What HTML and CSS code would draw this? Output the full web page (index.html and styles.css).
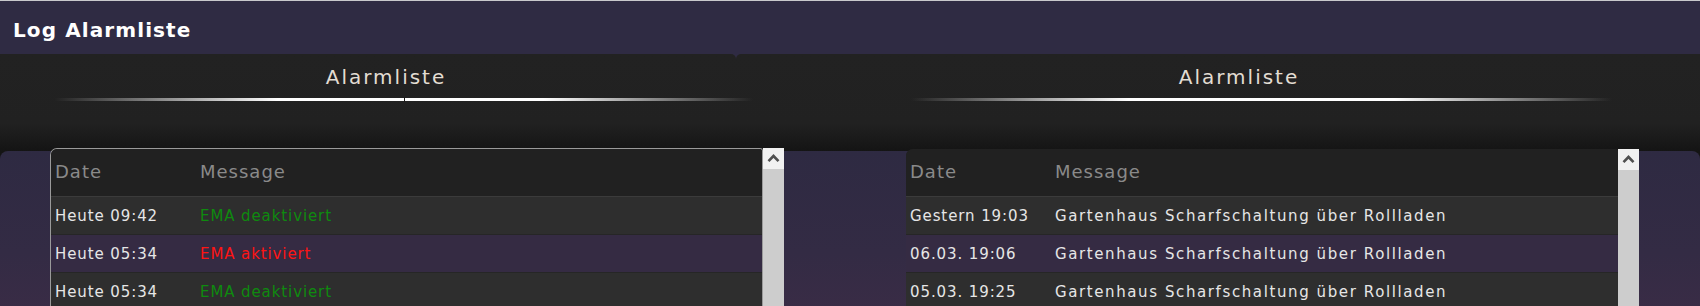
FILE: index.html
```html
<!DOCTYPE html>
<html lang="de">
<head>
<meta charset="utf-8">
<title>Log Alarmliste</title>
<link rel="stylesheet" href="styles.css">
</head>
<body>
<div class="page">
  <header class="topbar"><h1>Log Alarmliste</h1></header>
  <div class="heads">
    <section class="head head-left">
      <h2>Alarmliste</h2>
      <div class="rule rule-left"></div>
    </section>
    <section class="head head-right">
      <h2>Alarmliste</h2>
      <div class="rule rule-right"></div>
    </section>
  </div>
  <div class="lists-wrap">
    <div class="lists">
      <div class="list list-left">
        <div class="table table-bordered">
          <div class="row row-head"><div class="cell">Date</div><div class="cell">Message</div></div>
          <div class="row row-odd"><div class="cell">Heute 09:42</div><div class="cell ok">EMA deaktiviert</div></div>
          <div class="row row-even"><div class="cell">Heute 05:34</div><div class="cell alarm">EMA aktiviert</div></div>
          <div class="row row-odd"><div class="cell">Heute 05:34</div><div class="cell ok">EMA deaktiviert</div></div>
        </div>
        <div class="scroll">
          <div class="scroll-up">
            <svg width="21" height="21" viewBox="0 0 21 21"><polyline points="5.5,13.2 10.5,8 15.5,13.2" fill="none" stroke="#505050" stroke-width="2.6"/></svg>
          </div>
        </div>
      </div>
      <div class="list list-right">
        <div class="table">
          <div class="row row-head"><div class="cell">Date</div><div class="cell">Message</div></div>
          <div class="row row-odd"><div class="cell">Gestern 19:03</div><div class="cell msg">Gartenhaus Scharfschaltung über Rollladen</div></div>
          <div class="row row-even"><div class="cell">06.03. 19:06</div><div class="cell msg">Gartenhaus Scharfschaltung über Rollladen</div></div>
          <div class="row row-odd"><div class="cell">05.03. 19:25</div><div class="cell msg">Gartenhaus Scharfschaltung über Rollladen</div></div>
        </div>
        <div class="scroll">
          <div class="scroll-up">
            <svg width="21" height="21" viewBox="0 0 21 21"><polyline points="5.5,13.2 10.5,8 15.5,13.2" fill="none" stroke="#505050" stroke-width="2.6"/></svg>
          </div>
        </div>
      </div>
    </div>
  </div>
</div>
</body>
</html>
```
FILE: styles.css
```css
html, body {
  margin: 0;
  padding: 0;
}
body {
  width: 1700px;
  height: 306px;
  overflow: hidden;
  background: #2f2b43;
  font-family: "DejaVu Sans", Verdana, sans-serif;
}
.page {
  border-top: 1px solid #c9c9cc;
  height: 305px;
  display: flex;
  flex-direction: column;
}
.topbar {
  flex: 0 0 53px;
  height: 53px;
  background: #2f2b43;
  box-sizing: border-box;
  padding: 6px 0 0 13px;
}
.topbar h1 {
  margin: 0;
  font-size: 20px;
  line-height: 47px;
  font-weight: bold;
  color: #ffffff;
  letter-spacing: 1.1px;
}
.heads {
  display: flex;
  flex: 0 0 97px;
  height: 97px;
}
.head {
  background: linear-gradient(to bottom, #222222 0%, #212121 72%, #141414 100%);
  box-sizing: border-box;
  padding-top: 11px;
}
.head-left {
  width: 736px;
  border-radius: 0 5px 0 0;
  padding-left: 36px;
}
.head-right {
  flex: 1;
  border-radius: 5px 0 0 0;
  padding-left: 42px;
}
.head h2 {
  margin: 0;
  font-size: 20px;
  line-height: 24px;
  font-weight: normal;
  letter-spacing: 2px;
  color: #e3ddd3;
  text-align: center;
}
.rule {
  height: 3px;
  margin-top: 9px;
  position: relative;
}
.rule-left {
  margin-left: 18px;
  width: 699px;
  background: linear-gradient(to right, rgba(255,255,255,0) 0%, #ffffff 32%, #ffffff 70%, rgba(255,255,255,0) 100%);
}
.rule-left::after {
  content: "";
  position: absolute;
  left: 350px;
  top: -1px;
  width: 1px;
  height: 5px;
  background: #1a1a1a;
}
.rule-right {
  margin-left: 133px;
  width: 701px;
  background: linear-gradient(to right, rgba(255,255,255,0) 0%, #ffffff 31%, #ffffff 69%, rgba(255,255,255,0) 100%);
}
.lists-wrap {
  flex: 1 1 auto;
  min-height: 0;
  background: #141414;
  display: flex;
  flex-direction: column;
}
.lists {
  flex: 1;
  border-radius: 8px 8px 0 0;
  background: linear-gradient(to bottom, #2e2a42 0%, #332b44 60%, #3a2c46 100%);
  display: flex;
  padding-left: 50px;
  align-items: flex-start;
}
.list {
  display: flex;
  align-items: stretch;
  height: 170px;
  flex-shrink: 0;
}
.list-left {
  margin-top: -3px;
}
.list-right {
  margin-top: -2px;
  margin-left: 122px;
}
.table {
  background: #212121;
  overflow: hidden;
  border-radius: 7px 3px 0 0;
}
.table-bordered {
  width: 713px;
  box-sizing: border-box;
  border: 1px solid #9a9a9a;
  border-bottom: none;
}
.list-right .table {
  width: 712px;
}
.row {
  display: grid;
  grid-template-columns: 145px 1fr;
  align-items: center;
}
.cell {
  padding-left: 4px;
  white-space: nowrap;
}
.row-head {
  height: 48px;
  box-sizing: border-box;
  padding-bottom: 3px;
  border-bottom: 1px solid #3b3b3b;
  background: #212121;
  font-size: 18px;
  color: #8a8a8a;
  letter-spacing: 1px;
}
.row-odd, .row-even {
  height: 37px;
  border-bottom: 1px solid #262626;
  font-size: 15px;
  color: #e6e6e6;
  letter-spacing: 0.9px;
}
.row-odd {
  background: #2e2e2e;
}
.row-even {
  background: #352b43;
}
.msg {
  letter-spacing: 1.6px;
}
.ok {
  color: #0f8a0f;
}
.alarm {
  color: #ff1414;
}
.scroll {
  width: 21px;
  background: #cdcdcd;
}
.scroll-up {
  height: 21px;
  background: #f1f1f1;
}
.scroll-up svg {
  display: block;
}
```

·····

> **EXERCISE INSTRUCTIONS**:
Extract every line containing the string "index" from the data above.

> **EXERCISE RESULT**:
What HTML and CSS code would draw this? Output the full web page (index.html and styles.css).
FILE: index.html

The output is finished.